One of my blog readers repeatedly requested this topic. Hence, thought to write a detailed post on capital gain tax on the sale of property in India.
Capital Gain Tax on Sale Of Property in India
You have to first understand the definition of a capital asset, what is chargeable, and the types of asset classes.
What is Capital Asset?
A capital asset is defined to include property of any kind, whether fixed or circulating, movable or immovable, tangible or intangible. Property of any kind, held by the assessee is a capital asset. But excluding the assets like stock-in-trade (consumable stores, or raw materials held for the purpose of business or profession), rural agricultural land, Gold bonds, and movable personal goods like cars, mobiles, clothes, furniture, Jewelry, paintings , drawings, etc.
When is the capital gain chargeable?
There are certain conditions to charge the capital gain and they are as below.
# There should be a capital asset.
# The capital asset is transferred by the assessee (Sale, transfer of ownership). However, the transfer is considered in case of distribution of assets under HUF, gift, WILL, or irrevocable trust.
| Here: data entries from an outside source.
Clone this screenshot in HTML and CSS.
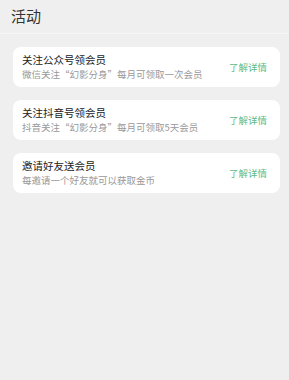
FILE: index.html
```html
<!DOCTYPE html>
<html lang="zh-CN">
<head>
    <meta charset="UTF-8">
    <meta name="viewport" content="width=device-width, initial-scale=1.0">
    <title>活动</title>
    <link rel="stylesheet" href="styles.css">
</head>
<body>

    <div class="header">活动</div>

    <div class="list">
        <div class="item">
            <div class="info">
                <div class="title">关注公众号领会员</div>
                <div class="desc">微信关注“幻影分身”每月可领取一次会员</div>
            </div>
            <div class="more">了解详情</div>
        </div>

        <div class="item">
            <div class="info">
                <div class="title">关注抖音号领会员</div>
                <div class="desc">抖音关注“幻影分身”每月可领取5天会员</div>
            </div>
            <div class="more">了解详情</div>
        </div>

        <div class="item">
            <div class="info">
                <div class="title">邀请好友送会员</div>
                <div class="desc">每邀请一个好友就可以获取金币</div>
            </div>
            <div class="more">了解详情</div>
        </div>
    </div>

</body>
</html>
```

FILE: styles.css
```css
body {
    margin: 0;
    background-color: #efefef;
    font-family: "Noto Sans CJK SC", "Noto Sans", sans-serif;
    color: #222;
}

.header {
    height: 33px;
    line-height: 32px;
    padding-left: 11px;
    font-size: 15px;
    color: #333;
    border-bottom: 1px solid #f6f6f6;
}

.list {
    display: flex;
    flex-direction: column;
    gap: 13px;
    padding: 13px 9px 0 13px;
}

.item {
    display: flex;
    align-items: center;
    justify-content: space-between;
    height: 40px;
    padding: 0 13px 0 9px;
    background-color: white;
    border-radius: 8px;
}

.title {
    font-size: 10.5px;
    line-height: 15px;
    color: #222;
}

.desc {
    font-size: 9.5px;
    line-height: 15px;
    color: #999;
}

.more {
    font-size: 9.5px;
    color: #5cb981;
}
```
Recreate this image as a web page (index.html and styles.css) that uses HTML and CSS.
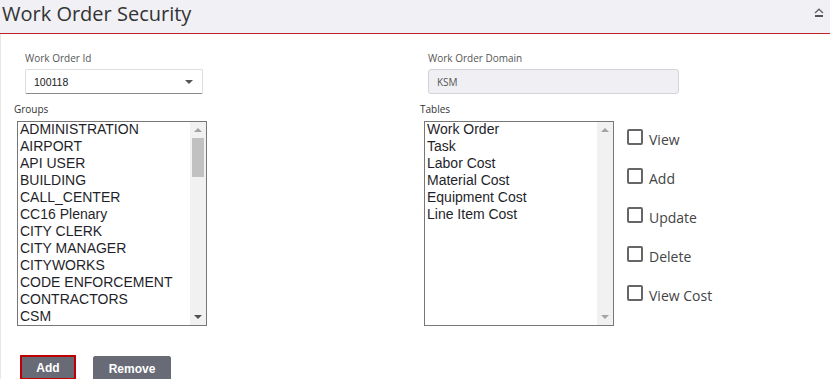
FILE: index.html
```html
<!DOCTYPE html>
<html lang="en">
<head>
    <meta charset="UTF-8">
    <meta name="viewport" content="width=device-width, initial-scale=1.0">
    <title>Work Order Security</title>
    <link rel="stylesheet" href="styles.css">
</head>
<body>
    <div class="panel">
        <div class="panel-header">
            <h2 class="panel-title">Work Order Security</h2>
            <svg class="collapse-icon" width="10" height="10" viewBox="0 0 10 10">
                <polyline points="1,5 5,1.2 9,5" fill="none" stroke="#666" stroke-width="1.4"/>
                <rect x="1" y="7" width="8" height="2" fill="#555"/>
            </svg>
        </div>

        <div class="panel-body">
            <div class="form-row">
                <div class="field field-id">
                    <label class="field-label">Work Order Id</label>
                    <div class="select">
                        <span>100118</span>
                        <span class="caret"></span>
                    </div>
                </div>
                <div class="field field-domain">
                    <label class="field-label">Work Order Domain</label>
                    <div class="domain-input">KSM</div>
                </div>
            </div>

            <div class="list-row">
                <div class="list-group">
                    <div class="list-label">Groups</div>
                    <div class="listbox">
                        <div class="list-items">
                            <div>ADMINISTRATION</div>
                            <div>AIRPORT</div>
                            <div>API USER</div>
                            <div>BUILDING</div>
                            <div>CALL_CENTER</div>
                            <div>CC16 Plenary</div>
                            <div>CITY CLERK</div>
                            <div>CITY MANAGER</div>
                            <div>CITYWORKS</div>
                            <div>CODE ENFORCEMENT</div>
                            <div>CONTRACTORS</div>
                            <div>CSM</div>
                        </div>
                        <div class="scrollbar">
                            <div class="scroll-arrow up"></div>
                            <div class="scroll-thumb"></div>
                            <div class="scroll-track"></div>
                            <div class="scroll-arrow down"></div>
                        </div>
                    </div>
                </div>

                <div class="list-group tables">
                    <div class="list-label">Tables</div>
                    <div class="tables-row">
                        <div class="listbox">
                            <div class="list-items">
                                <div>Work Order</div>
                                <div>Task</div>
                                <div>Labor Cost</div>
                                <div>Material Cost</div>
                                <div>Equipment Cost</div>
                                <div>Line Item Cost</div>
                            </div>
                            <div class="scrollbar">
                                <div class="scroll-arrow up"></div>
                                <div class="scroll-track"></div>
                                <div class="scroll-arrow down disabled"></div>
                            </div>
                        </div>
                        <div class="check-list">
                            <label class="check-item"><span class="checkbox"></span><span class="check-text">View</span></label>
                            <label class="check-item"><span class="checkbox"></span><span class="check-text">Add</span></label>
                            <label class="check-item"><span class="checkbox"></span><span class="check-text">Update</span></label>
                            <label class="check-item"><span class="checkbox"></span><span class="check-text">Delete</span></label>
                            <label class="check-item"><span class="checkbox"></span><span class="check-text">View Cost</span></label>
                        </div>
                    </div>
                </div>
            </div>

            <div class="actions">
                <button class="btn btn-add">Add</button>
                <button class="btn btn-remove">Remove</button>
            </div>
        </div>
    </div>
</body>
</html>
```
FILE: styles.css
```css
body {
    margin: 0;
    font-family: "Open Sans", Arial, sans-serif;
    background: #fff;
}
.panel {
    width: 830px;
}
.panel-header {
    display: flex;
    justify-content: space-between;
    align-items: flex-start;
    height: 33px;
    background-color: #f0f0f5;
    border-bottom: 1px solid #c1222c;
}
.panel-title {
    margin: 0;
    padding-left: 2px;
    font-size: 20px;
    font-weight: 400;
    line-height: 27px;
    color: #333;
}
.collapse-icon {
    margin: 8px 6px 0 0;
}
.panel-body {
    padding: 17px 0 0 13px;
    border-left: 1px solid #e6e6ec;
}
.form-row, .list-row {
    display: grid;
    grid-template-columns: 406px 1fr;
}
.field-id {
    padding-left: 11px;
}
.field-domain {
    padding-left: 8px;
}
.field-label {
    display: block;
    font-size: 10px;
    line-height: 14px;
    color: #555;
    margin-bottom: 4px;
}
.select {
    display: flex;
    justify-content: space-between;
    align-items: center;
    box-sizing: border-box;
    width: 178px;
    height: 25px;
    padding: 0 9px 0 8px;
    border: 1px solid #ddd;
    border-bottom-color: #8a8a8a;
    border-radius: 2px;
    font-family: "Liberation Sans", Arial, sans-serif;
    font-size: 10.5px;
    color: #1a1a1a;
}
.caret {
    width: 0;
    height: 0;
    border-left: 4px solid transparent;
    border-right: 4px solid transparent;
    border-top: 4px solid #555;
}
.domain-input {
    display: flex;
    align-items: center;
    box-sizing: border-box;
    width: 251px;
    height: 25px;
    padding-left: 8px;
    background-color: #f0f0f4;
    border: 1px solid #d2d2d8;
    border-radius: 3px;
    font-size: 10px;
    color: #555;
}
.list-row {
    margin-top: 8px;
}
.list-label {
    font-size: 10px;
    line-height: 14px;
    color: #333;
    margin-bottom: 5px;
}
.listbox {
    display: flex;
    box-sizing: border-box;
    width: 190px;
    height: 205px;
    margin-left: 3px;
    border: 1px solid #777;
}
.tables .listbox {
    margin-left: 4px;
}
.list-items {
    flex: 1;
    overflow: hidden;
    padding-left: 2px;
    font-family: "Liberation Sans", Arial, sans-serif;
    font-size: 14px;
    line-height: 17px;
    color: #1f1f2a;
    white-space: nowrap;
}
.list-items div {
    position: relative;
    top: -1px;
}
.scrollbar {
    display: flex;
    flex-direction: column;
    align-items: center;
    width: 16px;
    background-color: #f1f1f1;
}
.scroll-arrow {
    display: flex;
    align-items: center;
    justify-content: center;
    height: 16px;
    width: 16px;
}
.scroll-arrow::before {
    content: "";
    border-left: 4px solid transparent;
    border-right: 4px solid transparent;
}
.scroll-arrow.up::before {
    border-bottom: 4px solid #a3a3a3;
}
.scroll-arrow.down::before {
    border-top: 4px solid #505050;
}
.scroll-arrow.down.disabled::before {
    border-top-color: #a3a3a3;
}
.scroll-thumb {
    width: 12px;
    height: 39px;
    background-color: #c1c1c1;
}
.scroll-track {
    flex: 1;
}
.tables-row {
    display: flex;
}
.check-list {
    display: flex;
    flex-direction: column;
    gap: 19px;
    padding-top: 8px;
    margin-left: 13px;
}
.check-item {
    display: flex;
    align-items: flex-start;
    gap: 6px;
    height: 20px;
    font-size: 14px;
    color: #444;
}
.check-text {
    line-height: 19px;
    margin-top: 1px;
}
.checkbox {
    box-sizing: border-box;
    width: 16px;
    height: 16px;
    border: 2px solid #666;
    border-radius: 2px;
}
.actions {
    display: flex;
    gap: 17px;
    margin-top: 29px;
    padding-left: 6px;
}
.btn {
    height: 25px;
    padding: 0;
    font-family: "Liberation Sans", Arial, sans-serif;
    font-size: 12px;
    font-weight: bold;
    color: #fff;
    background-color: #686b76;
    border: 1px solid #686b76;
    border-radius: 0;
}
.btn-add {
    width: 56px;
    border: 2px solid #c00000;
}
.btn-remove {
    width: 78px;
    margin-top: 1px;
    border-radius: 2px;
}
```
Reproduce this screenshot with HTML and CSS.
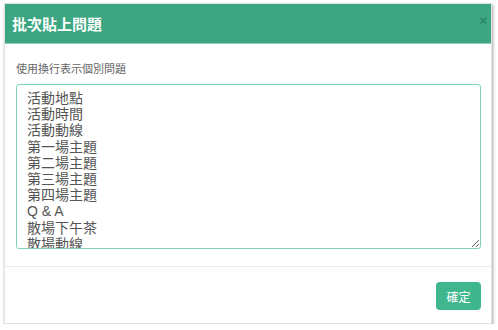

# Such a transfer takes place during the previous year. The meaning of transfer for property transfer is until the conveyance deed is executed and registered. However, even if the conveyance deed is not registered, then still it is considered a transfer happened if the below conditions are met as per Sec.53A of the property act – there should be a contract in writing, the transferee has paid the consideration or is willing to perform his part of the contract and the transferee should have taken possession of the property.
# Any gain or profit arises as a result of the transfer.
# Such profit or gain is not exempt from tax under Sec.54, 54B, 54D, 54EC, 54EE, 54F, 54G, 54GA, and 54GB.
Types of Capital Assets
There are two types of capital assets. One is Long Term Capital Asset and another is Short Term Capital Asset.
If your holding period is less than two years (less than 24 months), then it is called a short-term capital asset. – Taxed as per your tax slab.
If your holding period is more than two years (more than 24 months), then it is called a long-term capital asset. – Taxed @ 20% with indexation benefit.
Computation of Capital Gains (Section 48)
Let us first try to understand how short-term capital gain is calculated.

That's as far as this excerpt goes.